In the House of Commons, the Prime Minister, Sir Robert Peel, on July 23, 1845, thus alluded to his services: — "There is another individual who has been alluded to, and to whom I wish to do justice: I mean that gallant officer, Mr Robertson, to whom the gallant Commodore (Sir Charles Napier) has referred. The scene on which that gallant officer performed his services is a very distant one, and the services themselves may not have cast around them that eminence and distinction which sometimes attend services not more important; but I think it is for the public interest that we should show in the House of Commons that the distance of the scene and the comparative unimportance of the conflict do not make us oblivious of rare merit. Sir, I must say that his conduct stands forward in honourable contrast with the conduct of others concerned on that occasion, and I rejoice to find a British officer not thinking whether his ship was to be surprised by a parcel of savages, but, leaving that ship, and setting on shore that gallant example which so many officers of the Navy have before set, and rallying round him till he was wounded the flagging spirits of the civilians. And here I wish to make it known to the House of Commons that that conduct shall not pass unrewarded. In justice to him, and as an encouragement to others, that conduct shall receive its reward by the earliest opportunity being taken to give him that promotion to which he is so eminently entitled."

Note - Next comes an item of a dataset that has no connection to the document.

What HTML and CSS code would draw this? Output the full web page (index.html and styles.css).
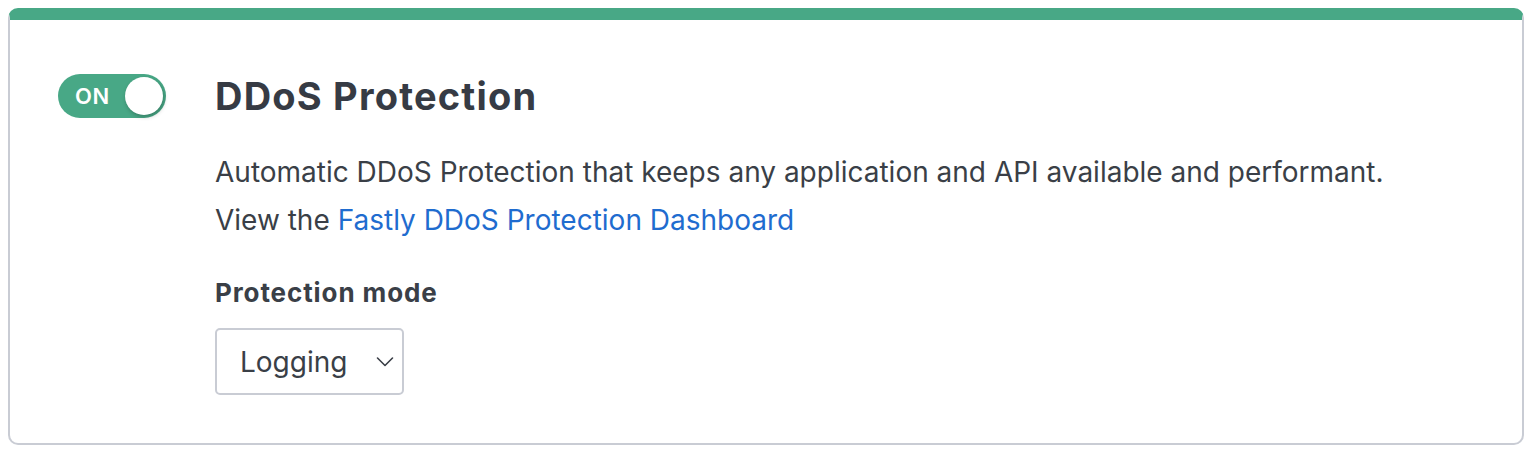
FILE: index.html
```html
<!DOCTYPE html>
<html>
<head>
<meta charset="utf-8">
<link rel="stylesheet" href="styles.css">
</head>
<body>
<div class="card">
  <div class="toggle">
    <span class="toggle-label">ON</span>
    <span class="toggle-knob"></span>
  </div>
  <div class="content">
    <h2 class="title">DDoS Protection</h2>
    <p class="desc">Automatic DDoS Protection that keeps any application and API available and performant.<br>View the <a class="link" href="#">Fastly DDoS Protection Dashboard</a></p>
    <div class="label">Protection mode</div>
    <div class="select">
      <span class="select-value">Logging</span>
      <svg class="chevron" width="18" height="12" viewBox="0 0 18 12"><path d="M1.5 2 L9 9.5 L16.5 2" fill="none" stroke="#3a3f47" stroke-width="1.6" stroke-linecap="round" stroke-linejoin="round"/></svg>
    </div>
  </div>
</div>
</body>
</html>
```
FILE: styles.css
```css
* { box-sizing: border-box; }
body {
  margin: 8px;
  background: #ffffff;
  font-family: Inter, "Noto Sans", sans-serif;
  color: #3a3f47;
}
.card {
  height: 437px;
  border: 2px solid #c9ccd4;
  border-top: 12px solid #48a886;
  border-radius: 10px;
  padding: 54px 48px 0 48px;
  display: flex;
  gap: 49px;
}
.toggle {
  position: relative;
  flex: none;
  width: 108px;
  height: 44px;
  border-radius: 22px;
  background: #48a886;
  display: flex;
  align-items: center;
  padding-left: 17px;
}
.toggle-label {
  color: #ffffff;
  font-weight: 600;
  font-size: 22px;
  letter-spacing: 0.5px;
}
.toggle-knob {
  position: absolute;
  right: 3px;
  top: 3px;
  width: 38px;
  height: 38px;
  border-radius: 50%;
  background: #ffffff;
  box-shadow: 1px 2px 4px rgba(0, 0, 0, 0.25);
}
.content {
  display: flex;
  flex-direction: column;
  align-items: flex-start;
}
.title {
  margin: 0;
  font-size: 38px;
  line-height: 44px;
  font-weight: 700;
  letter-spacing: 1.2px;
  color: #363b44;
}
.desc {
  margin: 30px 0 0 0;
  font-size: 28px;
  line-height: 48px;
}
.link {
  color: #1f6ccf;
  text-decoration: none;
}
.label {
  margin-top: 31px;
  font-size: 26px;
  line-height: 36px;
  font-weight: 700;
  letter-spacing: 0.9px;
}
.select {
  margin-top: 17px;
  width: 189px;
  height: 67px;
  border: 2px solid #c9ccd4;
  border-radius: 5px;
  display: flex;
  align-items: center;
  justify-content: space-between;
  padding: 0 8px 0 23px;
}
.select-value {
  font-size: 28px;
}
.chevron { display: block; }
```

In 1849 he was appointed to the command of H.M.S. Cygnet, on the West Coast of Africa, and for a year he was actively engaged in putting down the slave trade.

In 1851 he was appointed Inspecting Commander in H.M. Coast Guard, and served in that capacity till he was promoted to the rank of Captain in 1858. From 1862 to 1879 he was an Assistant Inspector of Lifeboats to the Royal National Lifeboat Institution. For his services in saving life he was awarded the silver medal of that institution in 1870. He also holds the China and New Zealand medals.